The transformation from goddess to god-awful – the bad shag wig, the deep frown ruts, the weather-and-booze-beaten skin – seems to have unsettled some critics. In his largely positive review of the cop drama, Variety’s Peter DeBruge describes Kidman’s looks no less than a dozen times. From calling her a “sunburnt piece of beef jerky” to “red-rimmed eyes, all but unrecognizable amid the alcohol-swollen lids, dark freckles, and rude bump atop what looks like a broken nose that was never set properly.” DeBruge compares her to manly man Clint Eastwood, noting that the “effect is staggering, especially considering the great lengths to which Kidman has gone to hide her wrinkles from her fans in the past.”
— Regal Cinemas (@RegalMovies) September 12, 2018
Over at The Hollywood Reporter, Todd McCarthy also shudders at first sight in a less forgiving review. He’s clearly repulsed by what Kidman has wrought to her once alabaster skin. “The first thing you see throws you; it’s the sight of Nicole Kidman looking like a spent derelict, a burned-out case, with parched skin and blank eyes, as if she has looked so intently into the depths of hell that hell has now enveloped her. Just to look at her is enough to make you feel a bit ill….”
In contrast, when actress (not sex object) Melissa McCarthy shuns make-up, dons a matted wig and a drab wardrobe of bulky menswear to play lauded biographer turned literary forger and felon Lee Israel, the critical reaction is entirely different. This is dramatic acting, “deadpan” and “poignant” according to THR. Variety’s Debruge appreciates McCarthy’s acting chops, noting that it’s what’s inside that counts and only briefly noting the wrapper: “Dowdy, half-soused, and frowning for nearly the entire running time, McCarthy earns nearly as many laughs playing this curmudgeonly cat lady as she does in her more irrepressible comedic parts.”

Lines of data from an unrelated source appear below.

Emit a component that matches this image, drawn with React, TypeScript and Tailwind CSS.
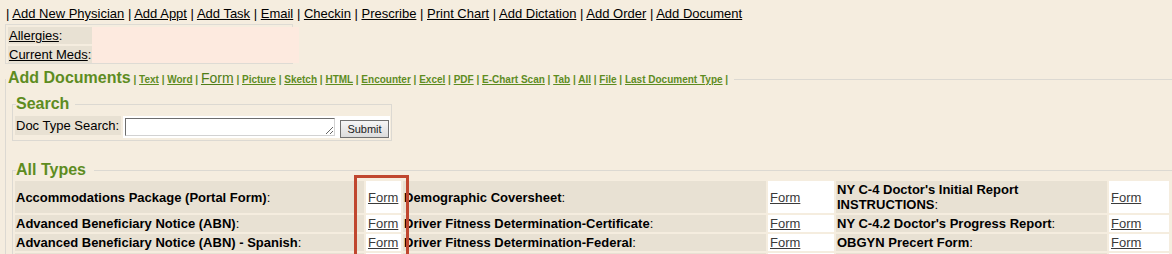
import React from "react";

const topLinks = [
  "Add New Physician",
  "Add Appt",
  "Add Task",
  "Email",
  "Checkin",
  "Prescribe",
  "Print Chart",
  "Add Dictation",
  "Add Order",
  "Add Document",
];

const docLinksA = ["Text", "Word"];
const docLinksB = [
  "Picture",
  "Sketch",
  "HTML",
  "Encounter",
  "Excel",
  "PDF",
  "E-Chart Scan",
  "Tab",
  "All",
  "File",
  "Last Document Type",
];

const rows: string[][] = [
  ["Accommodations Package (Portal Form)", "Demographic Coversheet", "NY C-4 Doctor's Initial Report INSTRUCTIONS"],
  ["Advanced Beneficiary Notice (ABN)", "Driver Fitness Determination-Certificate", "NY C-4.2 Doctor's Progress Report"],
  ["Advanced Beneficiary Notice (ABN) - Spanish", "Driver Fitness Determination-Federal", "OBGYN Precert Form"],
];

function Label({ text }: { text: string }) {
  return (
    <div className="bg-[#e8e1d3] pl-[1px] py-[1px] flex items-center leading-[15px] text-[13px] text-black">
      <span>
        <b>{text}</b>:
      </span>
    </div>
  );
}

function FormCell() {
  return (
    <div className="bg-white pl-[2px] py-[1px] flex items-center leading-[15px] text-[13px]">
      <a className="underline text-[#3a3a3a] cursor-pointer">Form</a>
    </div>
  );
}

export default function App() {
  const green = "text-[#5e8c1f]";
  return (
    <div
      className="relative w-[1172px] h-[254px] overflow-hidden bg-[#f5eddf] text-black"
      style={{ fontFamily: '"Liberation Sans", Arial, sans-serif' }}
    >
      {/* top link bar */}
      <div className="pt-[6px] pl-[6px] text-[13px] leading-[15px] whitespace-nowrap">
        {topLinks.map((l) => (
          <React.Fragment key={l}>
            {"| "}
            <a className="underline cursor-pointer">{l}</a>{" "}
          </React.Fragment>
        ))}
      </div>

      {/* allergies box */}
      <div className="mt-[3px] ml-[5px] w-[288px] border border-[#dedbd4] pt-[2px] pl-[2px] flex text-[13px] leading-[15px] whitespace-nowrap">
        <div className="flex flex-col gap-[2px] w-[84px] shrink-0">
          <div className="bg-[#e8e1d3] h-[17px] pl-[1px] flex items-center">
            <span>
              <a className="underline">Allergies</a>:
            </span>
          </div>
          <div className="bg-[#e8e1d3] h-[17px] pl-[1px] flex items-center">
            <span>
              <a className="underline">Current Meds</a>:
            </span>
          </div>
        </div>
        <div className="w-[207px] shrink-0 h-[36px] bg-[#fdeadf]" />
      </div>

      {/* Add Documents fieldset */}
      <fieldset className="mt-[5px] ml-[5px] w-[1200px] border border-[#dcd9d2] p-0 m-0">
        <legend className={`pl-[2px] pr-[6px] leading-[18px] font-bold ${green} whitespace-nowrap`}>
          <span className="text-[16px]">Add Documents</span>
          <span className="text-[10px]">
            {" | "}
            {docLinksA.map((l) => (
              <React.Fragment key={l}>
                <a className="underline cursor-pointer">{l}</a>
                {" | "}
              </React.Fragment>
            ))}
          </span>
          <a className="underline text-[14px] font-normal text-[#4f7d17] cursor-pointer">Form</a>
          <span className="text-[10px]">
            {" | "}
            {docLinksB.map((l) => (
              <React.Fragment key={l}>
                <a className="underline cursor-pointer">{l}</a>
                {" | "}
              </React.Fragment>
            ))}
          </span>
        </legend>

        {/* Search fieldset */}
        <fieldset className="mt-[6px] ml-[6px] w-[380px] border border-[#dcd9d2] p-0 pb-[2px]">
          <legend className={`ml-[3px] pr-[6px] leading-[18px] text-[16px] font-bold ${green}`}>Search</legend>
          <div className="ml-[2px] flex items-start text-[13px]">
            <div className="mt-[3px] h-[19px] w-[106px] bg-[#e8e1d3] pl-[1px] flex items-center whitespace-nowrap">
              Doc Type Search:
            </div>
            <div className="mt-[3px] ml-[2px] h-[22px] w-[267px] bg-white flex items-start">
              <textarea
                className="mt-[2px] ml-[2px] h-[18px] w-[210px] resize-y bg-white border border-t-[#6e6e6e] border-l-[#6e6e6e] border-r-[#d2d2d2] border-b-[#d2d2d2] outline-none p-0 text-[13px] leading-[15px]"
                rows={1}
              />
              <button className="mt-[4px] ml-[5px] h-[18px] w-[49px] border border-[#707070] bg-gradient-to-b from-[#f6f6f6] to-[#dcdcdc] text-[11px] leading-[14px] text-[#222] flex items-center justify-center">
                Submit
              </button>
            </div>
          </div>
        </fieldset>

        {/* All Types fieldset */}
        <fieldset className="mt-[20px] ml-[6px] w-[1200px] border border-[#dcd9d2] p-0">
          <legend className={`ml-[3px] pr-[8px] leading-[18px] text-[16px] font-bold ${green}`}>All Types</legend>
          <div className="ml-[2px] mt-[2px] grid grid-cols-[349px_35px_363px_66px_271px_60px] gap-[2px]">
            {rows.map((r, i) => (
              <React.Fragment key={i}>
                <Label text={r[0]} />
                <FormCell />
                <Label text={r[1]} />
                <FormCell />
                <Label text={r[2]} />
                <FormCell />
              </React.Fragment>
            ))}
            <div className="h-[17px] bg-[#e8e1d3]" />
            <div className="h-[17px] bg-white" />
            <div className="h-[17px] bg-[#e8e1d3]" />
            <div className="h-[17px] bg-white" />
            <div className="h-[17px] bg-[#e8e1d3]" />
            <div className="h-[17px] bg-white" />
          </div>
        </fieldset>
      </fieldset>

      {/* red annotation box */}
      <div className="absolute left-[354px] top-[175px] w-[55px] h-[100px] border-[3px] border-[#c0472f]" />
    </div>
  );
}
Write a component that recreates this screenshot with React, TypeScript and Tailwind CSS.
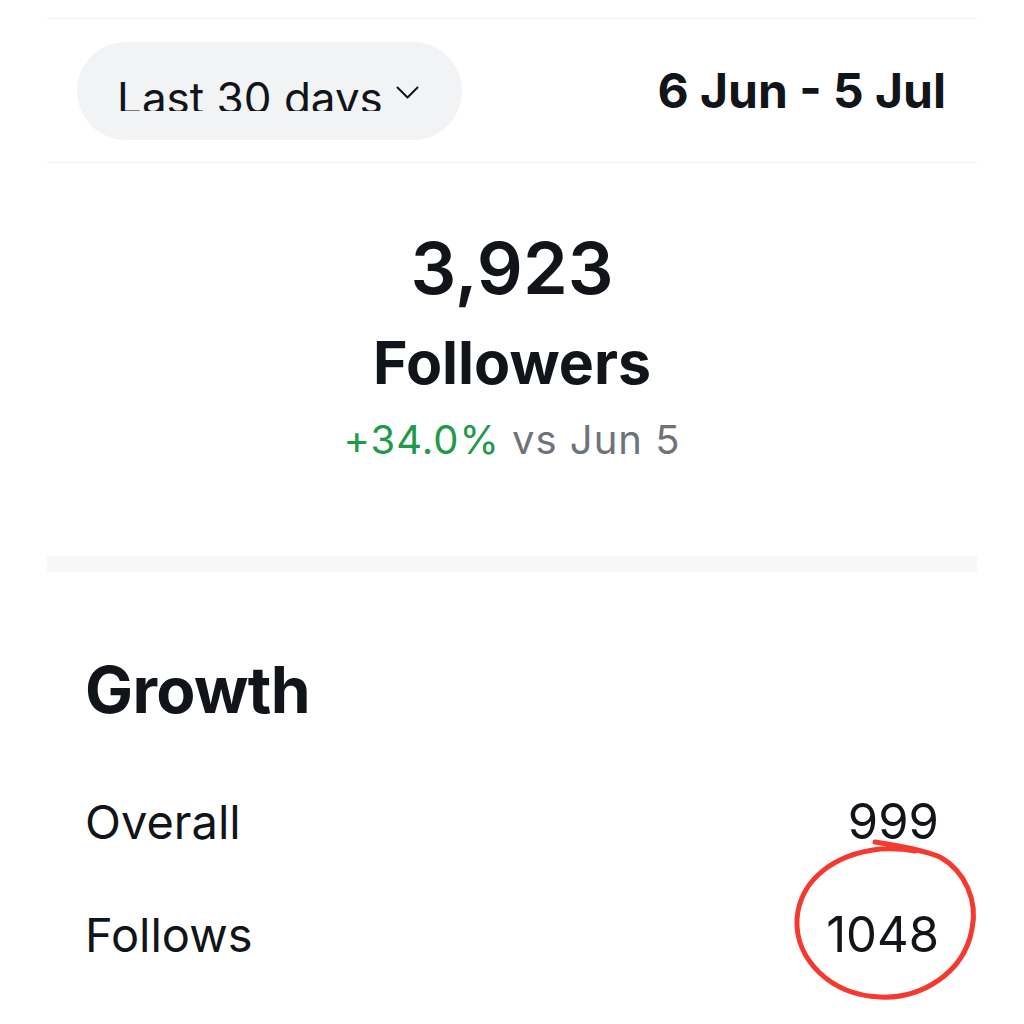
import React from "react";

const ink = "text-[#111418]";

function Chevron() {
  return (
    <svg width="23" height="13" viewBox="0 0 23 13" fill="none" className="mt-[10px] shrink-0">
      <path d="M1.5 1.5 L11.5 11.5 L21.5 1.5" stroke="#111418" strokeWidth="2" strokeLinecap="round" strokeLinejoin="round" />
    </svg>
  );
}

function Scribble() {
  // hand drawn red ring round the follows count
  return (
    <svg
      className="absolute left-[-46px] top-[-81px] pointer-events-none"
      width="210"
      height="185"
      viewBox="0 0 210 185"
      fill="none"
    >
      <path
        d="M95 13 C115 16 140 20 160 28 C185 42 198 72 192 100 C184 145 140 170 100 168 C50 166 15 130 17 90 C20 50 55 25 100 20 C115 19 125 20 135 22"
        stroke="#f43a30"
        strokeWidth="5"
        strokeLinecap="round"
        strokeLinejoin="round"
      />
    </svg>
  );
}

function Row({ label, value, marked }: { label: string; value: string; marked?: boolean }) {
  return (
    <div className="flex items-start justify-between">
      <span className="text-[47px] leading-none">{label}</span>
      <span className="relative text-[49px] leading-none -mt-[1px]">
        {value}
        {marked && <Scribble />}
      </span>
    </div>
  );
}

export default function App() {
  return (
    <div
      className={`w-full h-[1024px] bg-white overflow-hidden ${ink}`}
      style={{ fontFamily: "Inter, 'Liberation Sans', sans-serif" }}
    >
      <div className="ml-[47px] w-[930px] pt-[18px]">
        <div className="border-t border-[#f0f1f2]" />

        {/* range picker */}
        <div className="flex items-center justify-between h-[144px] pl-[30px] pr-[31px] border-b border-[#f0f1f2]">
          <div className="h-[98px] w-[385px] rounded-full bg-[#f2f3f5] pl-[40px]">
            <div className="h-[69px] overflow-hidden pt-[34px] flex items-start gap-[13px]">
              <span className="text-[44px] leading-none whitespace-nowrap">Last 30 days</span>
              <Chevron />
            </div>
          </div>
          <span className="text-[48px] leading-none font-bold">6 Jun - 5 Jul</span>
        </div>

        {/* followers total */}
        <div className="flex flex-col items-center pt-[69px] pb-[96px]">
          <span className="text-[72px] leading-none font-semibold">3,923</span>
          <span className="mt-[29px] text-[59px] leading-none font-bold">Followers</span>
          <span className="mt-[28px] text-[40px] leading-none tracking-[0.025em]">
            <span className="text-[#1f9a4a]">+34.0%</span>
            <span className="text-[#6e737a]"> vs Jun 5</span>
          </span>
        </div>

        <div className="h-[16px] bg-[#f6f7f7]" />

        {/* growth */}
        <div className="pl-[38px] pr-[38px] pt-[86px]">
          <h2 className="text-[64px] leading-none font-bold tracking-[-0.01em]">Growth</h2>
          <div className="mt-[76px]">
            <Row label="Overall" value="999" />
          </div>
          <div className="mt-[65px]">
            <Row label="Follows" value="1048" marked />
          </div>
        </div>
      </div>
    </div>
  );
}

What’s the difference between these two performers going full monster on the road to acclaim? It’s not that one is known as a serious actress and the other comes from the world of broad comedy. McCarthy earned an Oscar nomination for her role in Bridesmaids.
The essential split is in how far the performer falls from the critical pedestal upon which she’s been placed. Kidman, 51, is an actress who has always been seen through the male gaze as appealing — one of the world’s most beautiful people. And, so, to someone like the THR critic, seeing her veer so far into degradation in the Bad Lieutenant mode repulses in direct proportion to her original attractiveness. No insult to McCarthy, 48, but her transformation is less jarring, and consumes less critical ink, because she has less far to fall. Her success never hinged on her sexual desirability.
Beauty — and ugliness— is as ever in the eye of the beholder. Both movies allow their stars to express a range of darker and conflicting emotions, and escape the limitations of being typecast as either an object of desire or a figure of fun. They’re not stuck in the likability trap. Both actresses prove by stepping out of their comfort zone – like Matthew McConaughey in Dallas Buyer’s Club or Christian Bale in The Machinist or the masked Tom Hardy in The Dark Knight Rises: that they’re more than just another pretty — or funny — face. They’re human first and foremost with all the flaws, physical and emotional, that implies.